Raillé par ses contemporains (ses adversaires ?) de la scène punk anglaise qui râlent contre ces petits bourgeois qui s’appropriaient et récupéreraient, selon un certain point de vue, les soucis de la classe prolétarienne britannique (The Fat White Family et surtout Slumford Mods leur en mette parfois plein la tête…), Idles fait de la musique de bad boys et scande des paroles empreints de très bonnes manières, progressistes et clairement ancrées à gauche. Bien-pensants, Idles ?

Il faut accueillir comme il se doit les migrants, combattre les homophobes et les masculinistes toxiques, se montrer gentils avec maman ou papa (le clip de « A Hymn » met en scène les membres du groupe avec leurs parents, comme ce fut le cas jadis sur une couverture culte du magazine Actuel, « Les jeunes gens modernes aiment leur maman »), combattre la haine par le biais de la plus pure gentillesse (« And I’ll kill them with kindness », chantent-ils).
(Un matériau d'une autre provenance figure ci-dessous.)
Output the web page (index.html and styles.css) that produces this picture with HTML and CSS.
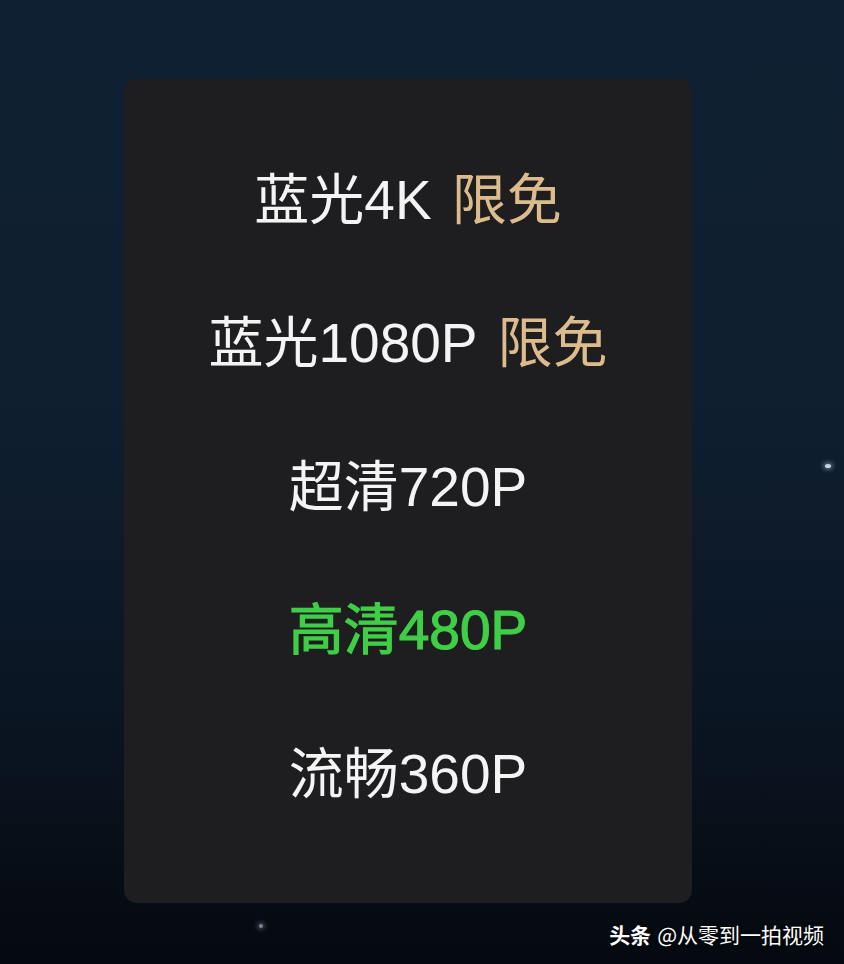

And I’ll kill them with kindness

Idles

« La dernière chose dont notre société de plus en plus puritaine ai besoin aujourd’hui, c’est d’un groupe de boobs auto-émasculés de classe moyenne nous expliquant qu’il faut être gentil avec les migrants. Vous pouvez penser que c’est de l’art, moi je trouve ça pompeux et prétentieux. » Voilà pour l’avis, par exemple, des Fat White sur les Idles, alors que Jason Williamson (le frontman à la gouaille frondeuse de Sleaford Mods) leur reprochait de « s’approprier la voix de la classe ouvrière », jugeant leur prises de positions « clichées, condescendantes, insultantes et médiocres ». Faut-il venir des marges ou avoir le portefeuille aussi vide de ceux que l’on défend pour partager les luttes des autres ? « On essaye simplement d’ouvrir des discussions à propos de politique et de culture. On veut créer une compréhension de chacun dans le but de rendre la Grande-Bretagne meilleure. », affirmait le chanteur et guitariste Joe Talbot à La Vague Parallèle.

Punk pictural

Le peintre Russell Oliver — qui lui, assume être de droite, et s’amuse de l’écart entre ses idées à lui et celles du groupe — est l’auteur de cette peinture commandée par le groupe et devenue la pochette d’Ultra Mono, le troisième album d’Idles. Il succède au père de Joe, Nigel Talbot, qui avait conçu la pochette profondément cathartique de Brutalism. Il avait déjà proposé l’une de ses œuvres afin d’accompagner le single « Mercedes Marxist », figuration d’un Che Guevara à la figure horrifique et hurlante.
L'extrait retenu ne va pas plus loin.